Nach all diesen Ereignissen trauerte das Land, doch kaum ein Politiker wagt es, sich mit der Waffenlobby anzulegen und sich für strengere Regeln einzusetzen. Gerade für den Demokraten Barack Obama wäre ein solcher Vorschlag politisch sehr riskant: Er braucht die Stimmen der weißen Mittelschicht-Wähler in swing states wie Virginia, Ohio und Pennsylvania - und vielen dieser Männer und Frauen sind ihre Pistolen und Gewehre sehr wichtig.

Lediglich Michael Bloomberg, der Bürgermeister im liberalen New York, forderte Obama und Romney auf, für eine Verschärfung der Waffengesetze zu sorgen. Diese schrecklichen Taten fänden immer wieder und im ganzen Land statt. Bloomberg ordnete nach CNN-Angaben zudem Sicherheitsvorkehrungen bei "Batman"-Vorführungen in seiner Stadt an.

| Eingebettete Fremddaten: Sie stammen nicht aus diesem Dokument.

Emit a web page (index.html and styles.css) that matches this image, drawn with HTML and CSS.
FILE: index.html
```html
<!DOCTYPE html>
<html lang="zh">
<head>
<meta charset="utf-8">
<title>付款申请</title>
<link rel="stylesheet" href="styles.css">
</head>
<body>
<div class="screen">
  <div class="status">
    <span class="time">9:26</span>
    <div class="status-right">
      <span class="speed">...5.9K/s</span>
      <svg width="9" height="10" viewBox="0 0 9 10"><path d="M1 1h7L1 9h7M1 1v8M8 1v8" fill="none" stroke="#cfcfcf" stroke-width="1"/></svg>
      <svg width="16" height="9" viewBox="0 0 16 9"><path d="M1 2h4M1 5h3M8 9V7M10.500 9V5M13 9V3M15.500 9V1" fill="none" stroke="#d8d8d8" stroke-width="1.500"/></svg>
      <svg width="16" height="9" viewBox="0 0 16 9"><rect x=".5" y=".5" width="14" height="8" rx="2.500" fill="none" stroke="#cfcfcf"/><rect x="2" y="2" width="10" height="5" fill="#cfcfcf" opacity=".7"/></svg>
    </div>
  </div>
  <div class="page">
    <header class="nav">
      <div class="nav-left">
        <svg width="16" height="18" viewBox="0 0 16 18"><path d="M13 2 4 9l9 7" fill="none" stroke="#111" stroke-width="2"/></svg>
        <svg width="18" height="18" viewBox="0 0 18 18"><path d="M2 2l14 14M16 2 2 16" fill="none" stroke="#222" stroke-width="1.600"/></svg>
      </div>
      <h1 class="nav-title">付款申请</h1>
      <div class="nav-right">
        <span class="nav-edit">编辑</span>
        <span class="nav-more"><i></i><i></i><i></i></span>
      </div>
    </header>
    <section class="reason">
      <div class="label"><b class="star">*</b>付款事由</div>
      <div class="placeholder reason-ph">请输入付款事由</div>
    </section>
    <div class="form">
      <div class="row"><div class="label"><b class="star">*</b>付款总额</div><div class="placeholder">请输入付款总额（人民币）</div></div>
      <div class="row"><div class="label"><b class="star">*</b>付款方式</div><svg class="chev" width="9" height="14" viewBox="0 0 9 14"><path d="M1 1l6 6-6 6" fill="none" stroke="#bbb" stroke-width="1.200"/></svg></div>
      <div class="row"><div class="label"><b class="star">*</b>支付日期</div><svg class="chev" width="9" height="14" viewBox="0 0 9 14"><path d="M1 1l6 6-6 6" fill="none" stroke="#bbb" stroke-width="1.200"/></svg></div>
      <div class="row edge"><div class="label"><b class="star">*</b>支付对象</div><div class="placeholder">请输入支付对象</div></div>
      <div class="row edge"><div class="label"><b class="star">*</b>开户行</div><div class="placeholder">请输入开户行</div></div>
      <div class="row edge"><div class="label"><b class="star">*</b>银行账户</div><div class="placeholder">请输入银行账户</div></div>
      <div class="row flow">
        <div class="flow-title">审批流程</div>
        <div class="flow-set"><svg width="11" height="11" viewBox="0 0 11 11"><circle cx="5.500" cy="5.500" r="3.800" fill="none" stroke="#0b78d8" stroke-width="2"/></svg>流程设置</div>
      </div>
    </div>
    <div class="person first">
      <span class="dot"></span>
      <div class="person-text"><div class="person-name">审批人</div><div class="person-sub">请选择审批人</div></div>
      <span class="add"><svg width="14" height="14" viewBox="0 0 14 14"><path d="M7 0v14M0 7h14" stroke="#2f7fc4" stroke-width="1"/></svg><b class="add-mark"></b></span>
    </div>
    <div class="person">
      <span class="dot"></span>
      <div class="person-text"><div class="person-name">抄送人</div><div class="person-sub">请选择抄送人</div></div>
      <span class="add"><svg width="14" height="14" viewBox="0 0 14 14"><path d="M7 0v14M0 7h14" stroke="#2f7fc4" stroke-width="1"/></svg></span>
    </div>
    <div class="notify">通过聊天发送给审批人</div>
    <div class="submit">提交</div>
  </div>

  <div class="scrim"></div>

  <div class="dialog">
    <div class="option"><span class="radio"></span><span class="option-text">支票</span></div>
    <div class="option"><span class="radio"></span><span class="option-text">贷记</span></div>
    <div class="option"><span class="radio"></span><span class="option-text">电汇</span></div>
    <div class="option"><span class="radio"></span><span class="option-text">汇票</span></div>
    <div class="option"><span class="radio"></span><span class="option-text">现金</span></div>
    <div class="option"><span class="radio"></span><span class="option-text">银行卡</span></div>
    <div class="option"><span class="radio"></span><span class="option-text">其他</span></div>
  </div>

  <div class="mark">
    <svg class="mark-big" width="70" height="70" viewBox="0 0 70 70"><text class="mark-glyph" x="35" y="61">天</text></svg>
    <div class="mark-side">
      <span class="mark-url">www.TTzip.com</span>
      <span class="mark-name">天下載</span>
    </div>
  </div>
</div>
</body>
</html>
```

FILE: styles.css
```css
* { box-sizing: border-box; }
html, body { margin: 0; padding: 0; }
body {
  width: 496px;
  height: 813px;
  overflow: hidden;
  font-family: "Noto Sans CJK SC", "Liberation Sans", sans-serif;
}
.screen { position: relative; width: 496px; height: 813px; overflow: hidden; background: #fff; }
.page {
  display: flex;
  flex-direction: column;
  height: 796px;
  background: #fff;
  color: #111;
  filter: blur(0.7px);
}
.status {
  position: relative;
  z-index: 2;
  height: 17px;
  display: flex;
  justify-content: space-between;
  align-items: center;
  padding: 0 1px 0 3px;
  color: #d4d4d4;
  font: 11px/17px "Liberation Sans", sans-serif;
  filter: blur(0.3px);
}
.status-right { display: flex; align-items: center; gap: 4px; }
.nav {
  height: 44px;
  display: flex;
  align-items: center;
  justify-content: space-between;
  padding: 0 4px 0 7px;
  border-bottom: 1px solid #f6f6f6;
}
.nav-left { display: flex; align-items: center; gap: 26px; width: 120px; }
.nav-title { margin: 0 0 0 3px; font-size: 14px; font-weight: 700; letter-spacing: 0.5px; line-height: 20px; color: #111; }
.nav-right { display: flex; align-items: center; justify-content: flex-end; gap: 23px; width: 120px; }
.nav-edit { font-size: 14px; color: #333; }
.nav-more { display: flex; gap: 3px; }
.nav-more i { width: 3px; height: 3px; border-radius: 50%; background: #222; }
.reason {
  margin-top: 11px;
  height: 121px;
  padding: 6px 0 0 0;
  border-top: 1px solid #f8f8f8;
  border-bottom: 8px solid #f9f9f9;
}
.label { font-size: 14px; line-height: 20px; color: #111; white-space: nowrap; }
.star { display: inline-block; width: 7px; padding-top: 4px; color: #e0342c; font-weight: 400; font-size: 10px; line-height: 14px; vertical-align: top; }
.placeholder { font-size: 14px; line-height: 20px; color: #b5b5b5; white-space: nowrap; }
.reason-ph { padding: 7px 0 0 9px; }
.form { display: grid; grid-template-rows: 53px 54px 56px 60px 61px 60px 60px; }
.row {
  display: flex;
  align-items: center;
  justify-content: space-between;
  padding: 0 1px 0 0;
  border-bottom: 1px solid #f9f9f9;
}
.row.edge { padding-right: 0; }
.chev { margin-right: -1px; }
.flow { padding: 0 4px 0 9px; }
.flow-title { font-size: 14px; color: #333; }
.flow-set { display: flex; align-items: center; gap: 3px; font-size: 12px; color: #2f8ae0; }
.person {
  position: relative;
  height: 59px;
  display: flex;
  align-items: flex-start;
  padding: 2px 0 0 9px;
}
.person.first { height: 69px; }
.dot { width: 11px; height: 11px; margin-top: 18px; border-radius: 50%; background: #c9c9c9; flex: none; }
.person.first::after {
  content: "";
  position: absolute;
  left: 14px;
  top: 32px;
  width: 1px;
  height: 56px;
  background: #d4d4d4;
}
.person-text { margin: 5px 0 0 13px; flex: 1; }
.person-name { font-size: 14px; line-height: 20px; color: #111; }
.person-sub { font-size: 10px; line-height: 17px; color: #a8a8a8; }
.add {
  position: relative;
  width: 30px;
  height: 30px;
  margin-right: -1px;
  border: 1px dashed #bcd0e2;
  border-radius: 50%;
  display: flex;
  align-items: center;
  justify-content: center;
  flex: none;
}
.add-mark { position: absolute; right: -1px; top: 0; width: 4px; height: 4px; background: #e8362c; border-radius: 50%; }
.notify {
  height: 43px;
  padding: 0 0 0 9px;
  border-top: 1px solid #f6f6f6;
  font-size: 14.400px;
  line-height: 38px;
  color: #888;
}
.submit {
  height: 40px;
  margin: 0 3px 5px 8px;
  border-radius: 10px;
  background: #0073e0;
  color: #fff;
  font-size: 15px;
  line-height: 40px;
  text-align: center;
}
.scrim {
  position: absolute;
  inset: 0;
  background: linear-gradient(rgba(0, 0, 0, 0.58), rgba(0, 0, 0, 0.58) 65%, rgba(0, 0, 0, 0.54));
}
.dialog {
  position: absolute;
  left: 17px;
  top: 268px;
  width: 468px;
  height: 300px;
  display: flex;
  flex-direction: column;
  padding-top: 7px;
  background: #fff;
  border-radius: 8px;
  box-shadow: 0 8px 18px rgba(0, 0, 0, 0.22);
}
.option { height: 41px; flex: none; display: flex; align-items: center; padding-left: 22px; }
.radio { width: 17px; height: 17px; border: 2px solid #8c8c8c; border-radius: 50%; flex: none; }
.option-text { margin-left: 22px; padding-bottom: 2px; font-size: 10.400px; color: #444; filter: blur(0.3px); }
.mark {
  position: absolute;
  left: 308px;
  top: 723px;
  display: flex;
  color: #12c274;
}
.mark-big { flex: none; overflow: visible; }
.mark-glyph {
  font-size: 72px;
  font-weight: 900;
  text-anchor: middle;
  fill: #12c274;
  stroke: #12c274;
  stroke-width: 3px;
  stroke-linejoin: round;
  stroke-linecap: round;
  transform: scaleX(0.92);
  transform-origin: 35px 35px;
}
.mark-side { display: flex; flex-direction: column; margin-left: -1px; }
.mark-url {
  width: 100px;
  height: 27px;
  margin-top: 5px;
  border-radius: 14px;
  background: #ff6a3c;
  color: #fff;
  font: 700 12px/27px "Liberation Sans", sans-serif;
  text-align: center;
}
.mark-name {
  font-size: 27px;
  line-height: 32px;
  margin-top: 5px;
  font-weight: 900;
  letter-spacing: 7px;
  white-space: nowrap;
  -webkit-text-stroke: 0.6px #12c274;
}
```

Warner Bros., der Verleiher des Filmes "Batman - The Dark Knight Rises", dessen Premiere sich in Aurora in eine Tragödie verwandelte, sagte die feierliche Uraufführung des Actionsfilms in Paris ab und teilte mit: "Warner Bros. ist tieftraurig, von diesem schockierenden Vorfall zu erfahren. Wir sprechen den Familien und Lieben der Opfer unser ehrliches Mitgefühl aus."

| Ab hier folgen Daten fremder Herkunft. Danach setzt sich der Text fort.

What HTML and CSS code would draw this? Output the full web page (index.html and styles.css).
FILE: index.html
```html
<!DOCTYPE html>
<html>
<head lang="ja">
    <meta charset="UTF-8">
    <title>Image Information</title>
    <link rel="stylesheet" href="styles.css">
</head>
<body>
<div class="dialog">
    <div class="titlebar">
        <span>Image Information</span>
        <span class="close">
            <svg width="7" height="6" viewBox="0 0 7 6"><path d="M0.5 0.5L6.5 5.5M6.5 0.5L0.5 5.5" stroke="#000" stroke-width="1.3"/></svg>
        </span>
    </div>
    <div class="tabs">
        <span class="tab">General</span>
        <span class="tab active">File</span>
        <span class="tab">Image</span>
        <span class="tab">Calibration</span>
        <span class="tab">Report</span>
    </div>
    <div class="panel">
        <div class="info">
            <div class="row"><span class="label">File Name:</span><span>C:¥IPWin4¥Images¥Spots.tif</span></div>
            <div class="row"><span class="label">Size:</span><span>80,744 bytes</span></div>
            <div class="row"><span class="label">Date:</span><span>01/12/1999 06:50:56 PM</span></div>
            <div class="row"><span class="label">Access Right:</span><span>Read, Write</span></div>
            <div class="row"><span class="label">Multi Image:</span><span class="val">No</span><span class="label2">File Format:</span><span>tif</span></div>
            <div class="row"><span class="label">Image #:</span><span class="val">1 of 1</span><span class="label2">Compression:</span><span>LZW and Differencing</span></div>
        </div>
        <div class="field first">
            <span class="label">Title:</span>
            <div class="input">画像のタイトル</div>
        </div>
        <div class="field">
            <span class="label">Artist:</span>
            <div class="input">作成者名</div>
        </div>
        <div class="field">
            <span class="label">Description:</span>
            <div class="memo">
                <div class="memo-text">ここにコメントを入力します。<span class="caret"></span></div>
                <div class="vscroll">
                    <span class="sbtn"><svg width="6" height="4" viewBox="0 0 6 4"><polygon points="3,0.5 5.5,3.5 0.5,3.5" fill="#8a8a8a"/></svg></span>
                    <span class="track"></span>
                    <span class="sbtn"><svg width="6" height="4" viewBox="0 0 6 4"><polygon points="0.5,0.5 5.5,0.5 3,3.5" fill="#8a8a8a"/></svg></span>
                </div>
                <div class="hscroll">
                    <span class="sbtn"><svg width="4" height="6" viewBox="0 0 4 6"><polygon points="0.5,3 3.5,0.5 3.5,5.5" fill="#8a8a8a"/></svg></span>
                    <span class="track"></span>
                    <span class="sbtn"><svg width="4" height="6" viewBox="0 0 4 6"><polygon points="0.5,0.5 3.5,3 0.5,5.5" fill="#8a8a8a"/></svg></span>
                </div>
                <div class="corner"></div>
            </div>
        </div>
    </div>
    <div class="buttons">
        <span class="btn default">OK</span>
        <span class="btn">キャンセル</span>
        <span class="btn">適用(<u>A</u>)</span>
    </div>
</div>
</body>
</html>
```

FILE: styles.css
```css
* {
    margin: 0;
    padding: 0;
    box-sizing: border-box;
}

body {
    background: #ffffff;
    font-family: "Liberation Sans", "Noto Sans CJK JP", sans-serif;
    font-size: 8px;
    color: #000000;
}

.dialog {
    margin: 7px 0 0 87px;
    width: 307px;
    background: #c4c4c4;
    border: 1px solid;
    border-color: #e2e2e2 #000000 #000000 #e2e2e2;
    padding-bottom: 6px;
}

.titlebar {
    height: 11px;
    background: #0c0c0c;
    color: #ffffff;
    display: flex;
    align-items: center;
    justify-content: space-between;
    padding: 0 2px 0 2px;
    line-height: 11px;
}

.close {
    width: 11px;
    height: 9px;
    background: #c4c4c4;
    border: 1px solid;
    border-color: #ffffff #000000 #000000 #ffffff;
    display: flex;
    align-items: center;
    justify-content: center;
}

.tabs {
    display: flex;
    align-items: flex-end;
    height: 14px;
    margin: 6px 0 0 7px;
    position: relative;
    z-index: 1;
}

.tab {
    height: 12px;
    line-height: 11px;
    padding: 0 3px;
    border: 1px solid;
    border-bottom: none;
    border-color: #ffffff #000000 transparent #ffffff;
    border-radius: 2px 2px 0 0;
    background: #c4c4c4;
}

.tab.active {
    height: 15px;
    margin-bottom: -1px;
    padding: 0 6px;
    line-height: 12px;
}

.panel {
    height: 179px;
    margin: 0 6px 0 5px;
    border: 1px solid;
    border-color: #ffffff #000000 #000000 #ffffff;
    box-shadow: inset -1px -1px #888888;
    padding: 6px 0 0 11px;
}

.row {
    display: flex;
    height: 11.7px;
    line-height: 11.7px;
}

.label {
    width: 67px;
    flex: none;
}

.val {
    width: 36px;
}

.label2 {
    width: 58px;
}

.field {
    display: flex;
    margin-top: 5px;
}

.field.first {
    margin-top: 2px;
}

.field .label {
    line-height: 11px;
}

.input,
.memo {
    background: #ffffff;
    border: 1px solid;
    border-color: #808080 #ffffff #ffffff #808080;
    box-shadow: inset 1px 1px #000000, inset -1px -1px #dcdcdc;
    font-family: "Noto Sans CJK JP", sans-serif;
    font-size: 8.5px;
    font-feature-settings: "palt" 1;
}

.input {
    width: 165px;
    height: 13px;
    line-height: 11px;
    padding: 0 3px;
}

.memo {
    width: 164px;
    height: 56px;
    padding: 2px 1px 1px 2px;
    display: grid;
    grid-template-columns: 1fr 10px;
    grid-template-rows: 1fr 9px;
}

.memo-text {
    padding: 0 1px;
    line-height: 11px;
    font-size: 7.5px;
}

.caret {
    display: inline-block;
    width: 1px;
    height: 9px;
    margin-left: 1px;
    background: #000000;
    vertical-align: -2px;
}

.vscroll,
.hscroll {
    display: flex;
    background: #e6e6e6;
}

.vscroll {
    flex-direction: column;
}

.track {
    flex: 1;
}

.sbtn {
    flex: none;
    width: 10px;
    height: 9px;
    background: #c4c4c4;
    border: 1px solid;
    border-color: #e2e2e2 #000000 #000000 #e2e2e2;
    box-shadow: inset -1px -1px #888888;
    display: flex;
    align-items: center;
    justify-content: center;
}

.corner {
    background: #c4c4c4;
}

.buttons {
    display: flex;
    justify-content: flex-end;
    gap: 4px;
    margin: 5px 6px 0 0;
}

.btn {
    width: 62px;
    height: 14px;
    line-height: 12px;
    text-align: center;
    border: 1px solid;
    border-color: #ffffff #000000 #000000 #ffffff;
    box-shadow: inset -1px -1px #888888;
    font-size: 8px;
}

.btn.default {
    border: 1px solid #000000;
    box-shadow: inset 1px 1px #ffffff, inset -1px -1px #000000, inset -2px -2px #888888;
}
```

"Mögen die Verletzten wieder ganz gesund werden"

Lokalpolitiker reagierten ebenfalls entsetzt auf die Tragödie: "Die Polizeikräfte tun, was sie können - sie handeln tapfer im Angesicht der Gewalt und wir sind alle dankbar für ihre Dienste. In den kommenden Stunden und Tagen werden wir die Antworten erhalten, nach denen wir so verzweifelt suchen, um zu verstehen, was passiert ist", sagte der republikanische Abgeordnete Cory Gardner.

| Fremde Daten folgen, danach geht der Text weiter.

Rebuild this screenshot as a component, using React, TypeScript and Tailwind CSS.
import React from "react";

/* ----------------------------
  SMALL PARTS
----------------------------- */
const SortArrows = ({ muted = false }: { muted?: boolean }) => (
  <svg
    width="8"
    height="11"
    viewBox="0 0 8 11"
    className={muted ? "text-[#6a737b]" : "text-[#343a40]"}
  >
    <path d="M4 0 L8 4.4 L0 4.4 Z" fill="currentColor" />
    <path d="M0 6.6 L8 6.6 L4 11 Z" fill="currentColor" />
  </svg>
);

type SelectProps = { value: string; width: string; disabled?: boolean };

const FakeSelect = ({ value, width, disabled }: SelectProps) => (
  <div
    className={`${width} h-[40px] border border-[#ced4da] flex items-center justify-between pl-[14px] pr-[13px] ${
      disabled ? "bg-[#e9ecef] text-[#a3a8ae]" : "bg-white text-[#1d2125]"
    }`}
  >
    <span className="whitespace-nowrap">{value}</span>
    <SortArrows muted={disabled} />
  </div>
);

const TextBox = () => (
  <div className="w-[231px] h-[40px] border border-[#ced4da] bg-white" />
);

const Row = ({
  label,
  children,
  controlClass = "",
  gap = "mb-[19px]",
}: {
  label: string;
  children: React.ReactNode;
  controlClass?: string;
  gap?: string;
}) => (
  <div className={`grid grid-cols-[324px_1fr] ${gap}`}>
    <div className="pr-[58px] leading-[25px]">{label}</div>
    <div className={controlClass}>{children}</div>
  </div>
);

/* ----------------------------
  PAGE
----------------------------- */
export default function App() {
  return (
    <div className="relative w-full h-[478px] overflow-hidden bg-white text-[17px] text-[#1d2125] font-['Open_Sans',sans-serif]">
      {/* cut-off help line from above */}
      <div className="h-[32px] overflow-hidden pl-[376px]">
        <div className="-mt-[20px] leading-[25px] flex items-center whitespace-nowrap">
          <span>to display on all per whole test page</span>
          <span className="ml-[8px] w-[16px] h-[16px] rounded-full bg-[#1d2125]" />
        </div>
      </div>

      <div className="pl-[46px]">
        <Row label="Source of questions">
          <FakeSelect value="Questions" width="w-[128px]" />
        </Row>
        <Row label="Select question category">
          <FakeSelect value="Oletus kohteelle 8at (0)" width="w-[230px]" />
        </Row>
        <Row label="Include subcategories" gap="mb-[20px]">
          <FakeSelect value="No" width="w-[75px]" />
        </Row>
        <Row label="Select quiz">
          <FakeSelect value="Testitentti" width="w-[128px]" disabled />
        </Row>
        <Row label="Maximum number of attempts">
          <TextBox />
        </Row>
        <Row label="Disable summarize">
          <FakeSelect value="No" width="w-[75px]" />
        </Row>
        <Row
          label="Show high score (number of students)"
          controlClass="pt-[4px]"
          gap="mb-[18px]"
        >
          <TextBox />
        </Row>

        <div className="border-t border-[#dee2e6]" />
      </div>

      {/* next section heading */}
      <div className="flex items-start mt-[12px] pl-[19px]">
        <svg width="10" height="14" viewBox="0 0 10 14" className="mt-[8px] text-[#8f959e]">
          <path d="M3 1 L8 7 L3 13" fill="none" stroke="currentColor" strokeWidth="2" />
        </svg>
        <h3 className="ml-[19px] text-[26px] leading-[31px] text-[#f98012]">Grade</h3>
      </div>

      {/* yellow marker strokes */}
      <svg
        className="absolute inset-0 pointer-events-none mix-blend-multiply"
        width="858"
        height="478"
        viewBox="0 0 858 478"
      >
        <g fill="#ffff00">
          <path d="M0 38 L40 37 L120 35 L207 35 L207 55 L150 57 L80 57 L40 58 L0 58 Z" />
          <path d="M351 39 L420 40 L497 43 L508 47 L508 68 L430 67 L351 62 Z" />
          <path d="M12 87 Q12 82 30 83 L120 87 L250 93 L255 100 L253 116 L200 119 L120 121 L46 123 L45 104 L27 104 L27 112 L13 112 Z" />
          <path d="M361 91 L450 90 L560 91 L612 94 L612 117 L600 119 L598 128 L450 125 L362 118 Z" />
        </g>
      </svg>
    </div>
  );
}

Sein Parteifreund Mike Coffman sagte: "Meine Gedanken und Gebete sind nach diesem sinnlosen Gewaltakt bei allen Opfern und ihren Familien. Ich lebe schon fast mein ganzes Leben in Aurora, und noch nie ist so etwas wie das passiert. Diese Art der Gewalt hätte ich erwartet, als ich als Marine-Soldat im Irak gedient habe, aber nicht hier zu Hause."

Mike Tipton, ebenfalls Republikaner, machte den betroffenen Menschen Mut: "Mögen die Familien in dieser schwierigen Zeit Stärke und Frieden finden, und die Verletzten wieder ganz gesund werden."